Christmas Treasures

Good morning!  I’m up early, with a few moments to myself before the craziness of Christmas takes on a life of its own.

Yesterday, my oldest son and I baked all manner of things, some of which I will spotlight in recipes this week.  My hubby and I sat near the Christmas tree with my mom, holding warm mugs of Apple Cider Hot Toddy.  On Saturday, my hubby and I took the kids out to dinner, where we watched snow falling peacefully beyond the smooth glass window.  Yet, despite these precious moments, my heart wasn’t in it.

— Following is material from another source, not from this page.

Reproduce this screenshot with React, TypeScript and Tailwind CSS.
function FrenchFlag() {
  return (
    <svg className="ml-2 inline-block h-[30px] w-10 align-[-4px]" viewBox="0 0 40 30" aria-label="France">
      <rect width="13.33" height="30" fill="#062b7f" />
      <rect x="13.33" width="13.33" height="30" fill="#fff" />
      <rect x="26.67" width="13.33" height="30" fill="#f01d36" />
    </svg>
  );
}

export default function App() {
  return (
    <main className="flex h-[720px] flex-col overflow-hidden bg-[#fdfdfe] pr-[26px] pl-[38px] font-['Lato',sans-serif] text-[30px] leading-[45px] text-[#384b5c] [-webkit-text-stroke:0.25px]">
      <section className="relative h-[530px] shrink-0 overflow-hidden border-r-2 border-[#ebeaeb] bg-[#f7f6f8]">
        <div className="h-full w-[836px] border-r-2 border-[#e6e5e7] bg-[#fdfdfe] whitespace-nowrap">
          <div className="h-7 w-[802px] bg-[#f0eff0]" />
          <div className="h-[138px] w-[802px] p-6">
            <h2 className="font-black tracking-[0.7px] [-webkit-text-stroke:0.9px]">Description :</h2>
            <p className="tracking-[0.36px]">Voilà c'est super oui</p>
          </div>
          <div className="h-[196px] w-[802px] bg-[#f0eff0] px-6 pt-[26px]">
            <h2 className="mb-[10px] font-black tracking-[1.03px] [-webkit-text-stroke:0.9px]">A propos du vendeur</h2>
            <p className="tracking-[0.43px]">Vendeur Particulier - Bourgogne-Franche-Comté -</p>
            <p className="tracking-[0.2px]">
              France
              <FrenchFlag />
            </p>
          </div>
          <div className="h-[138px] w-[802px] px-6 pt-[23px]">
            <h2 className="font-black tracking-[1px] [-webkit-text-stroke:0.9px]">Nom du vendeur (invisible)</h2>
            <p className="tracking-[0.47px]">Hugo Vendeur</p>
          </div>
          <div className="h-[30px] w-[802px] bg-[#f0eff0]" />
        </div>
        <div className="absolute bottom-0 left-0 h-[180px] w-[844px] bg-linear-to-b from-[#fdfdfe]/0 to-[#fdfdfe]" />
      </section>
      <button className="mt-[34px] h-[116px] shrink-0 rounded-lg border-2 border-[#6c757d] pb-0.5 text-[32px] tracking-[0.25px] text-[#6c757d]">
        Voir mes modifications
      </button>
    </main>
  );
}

The holiday spirit has all but disappeared within me, the wind taken out of my sails by the sadness of last week.  I worked hard and quickly to give a very sweet patient a diagnosis, with hopes of cure, before I went on holiday.  The patient came to me with a common referral: an abnormal MRI of the brain.

After many calls to insurance providers and schedulers, I had successfully coordinated the necessary tests to happen within the next 48 hours (no small feat- insurance companies play Scrooge in the Christmas Story of a physician).  Within 48 hours, the diagnosis was clearer, but bleaker.  I called the patient with his results, and we agreed to get a few other opinions.  All of the opinions were in agreement with mine: it was a rare diagnosis (about 1:1,000,000).  Though it was sensational for the medical world, it would be devastating for the patient.  My heart broke; there was no known cure.  It was a fatal and rapidly progressive disease, and this person would likely pass away within a matter of months.

My hand paused on the door handle; a rush of trepidation had stopped me.  I was acutely aware that the moment I went through that door, I could never go back.  I would forever change their lives, and in fact, sentence this person to death, just four days before Christmas.  I broke the news.  There were questions, tears, anger, guilt, frustration, disbelief, and despair- which I expected.  As I had expected and done for other patients with grave diagnoses, I stayed as long as they needed and answered all questions, gave every bit of information I had, and outlined the path forward.  Still, tears stung my eyes, but I blinked them back.

They left the office, filled with sadness and despair, but they have not left my heart.  I have prayed for that patient and family every day since they left.  Though trained to give the facts and maintain distance from our patients- I would be lying if I said there aren’t those who work their way into my heart.  It doesn’t escape me that this patient’s children will have their parent ripped away from them soon.  The impermanence of life is felt so fresh for this holiday; not a single day is promised or given to any of us.

With that in mind, enjoy your real treasures: be it your family, a significant other, a cherished pet, or a tradition, activity, or restfulness- cherish this day.  We don’t know what tomorrow, next month, or next year will hold.  Take pictures.  Eat the cake.  Savor the smell/sight/feel of your holiday.